Getting a new phone feels simple until you hit the first login prompt and realize your 2-factor codes live on the old device. That’s the moment people get locked out, scramble for backup codes, or start resetting 2FA on half their accounts.
The good news: you can transfer Google Authenticator entries. The better news: you can do it in a way that keeps you signed in, avoids dead ends, and leaves you with a clean setup on the new phone.
This walkthrough is written for real life: cracked screens, trade-ins, SIM swaps, iPhone-to-Android moves, and the “I already wiped the old phone” mistake. You’ll get a plan that works even if some accounts refuse to play nice.
What “Transfer” Means For Authenticator Codes
Google Authenticator is a TOTP app. Each entry is a shared secret that generates rolling 6-digit codes. If your new phone has the same secrets, it generates the same codes at the same time.
So a transfer is not about “moving the numbers.” It’s about getting the underlying secrets onto the new device, safely, without exposing them and without breaking logins.
What Moves And What Doesn’t
When you transfer accounts inside Google Authenticator, you’re moving the Authenticator entries themselves. You are not changing your passwords. You are not changing the 2-step setting at each website.
That’s why a clean transfer is fast: once the entries are on the new phone, your codes keep working like nothing changed.
Why People Get Locked Out
Lockouts usually come from one of these patterns:
- The old phone is erased or traded in before the transfer finishes.
- The account was set up with another 2FA method, so Authenticator isn’t the only gate and the user can’t pass the gate to change anything.
- Codes were moved, but the user didn’t test logins before wiping the old phone.
- One or two services were never transferred and get discovered weeks later.
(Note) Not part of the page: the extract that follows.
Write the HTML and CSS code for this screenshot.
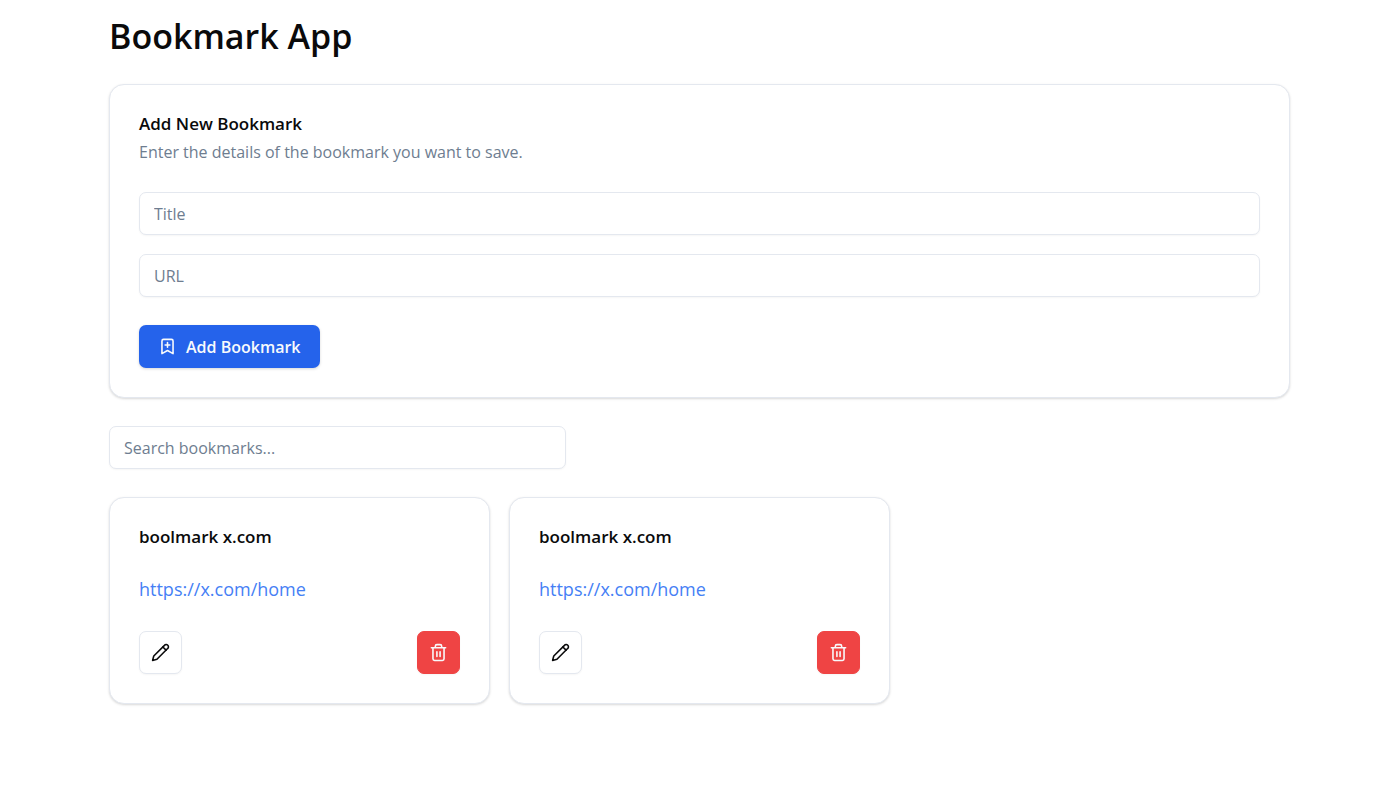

Before You Start: A Two-Minute Safety Setup
Do this prep while you still have the old phone unlocked. It saves hours later.
Step 1: Keep The Old Phone Active Until You Verify
Don’t factory reset yet. Don’t hand it to the carrier yet. Don’t ship it back yet. Keep it powered and unlocked until you log in to a couple of accounts using the new phone’s codes.
Step 2: Gather Your “Second Door” Options
For at least your email and your password manager (if you use one), make sure you can still sign in without the Authenticator on the old phone. That can be SMS, a passkey, a security key, backup codes, or a trusted device prompt.
You don’t need every option for every site. You just want one reliable fallback for the accounts that matter most.
Step 3: Update Both Phones And Install Authenticator
Install Google Authenticator on the new phone and update the app on the old phone. Transfers fail most often when the old app is behind and the transfer menu looks different.
Does Google Authenticator Transfer to New Phone? The Most Reliable Method
This is the built-in transfer flow. It’s designed for moving accounts by creating QR codes on the old phone and scanning them on the new phone.
Transfer With QR Codes (Old Phone In Hand)
- On the old phone, open Google Authenticator.
- Open the menu, then go to the transfer area for accounts.
- Choose the option that exports accounts and select the entries you want to move.
- The old phone will display one or more QR codes.
- On the new phone, open Google Authenticator and choose the option to import accounts by scanning a QR code.
- Scan each QR code shown on the old phone until the import completes.
If you’re switching platforms (Android to iPhone or iPhone to Android), the flow is still QR-based. The menu location may differ a bit, but the idea stays the same.
If you want Google’s step list for your device, the most direct reference is the Google Account Help instructions for transferring Authenticator accounts.
Immediate Test: Do This Before You Wipe The Old Phone
Pick two services you can safely test right away, like a social account and a work tool. Log out, then log back in using the new phone’s code.
After two successful tests, you can feel confident. Still, keep the old phone for a day or two if you can. Some “forgotten” 2FA needs pop up later.
What If You Used Sync In Google Authenticator?
Some versions of Google Authenticator can sync codes to your Google Account. If you turned that on, signing into the same Google Account on the new phone can bring entries back without QR scanning.
Sync can be convenient when a phone is lost or damaged. It can also be a trade-off: putting your 2FA secrets into a synced store changes your threat model. For a straight phone-to-phone move where you still have the old device, QR transfer stays the cleanest option.
Google’s own announcement about the feature is on the Google Security Blog post on Authenticator account sync.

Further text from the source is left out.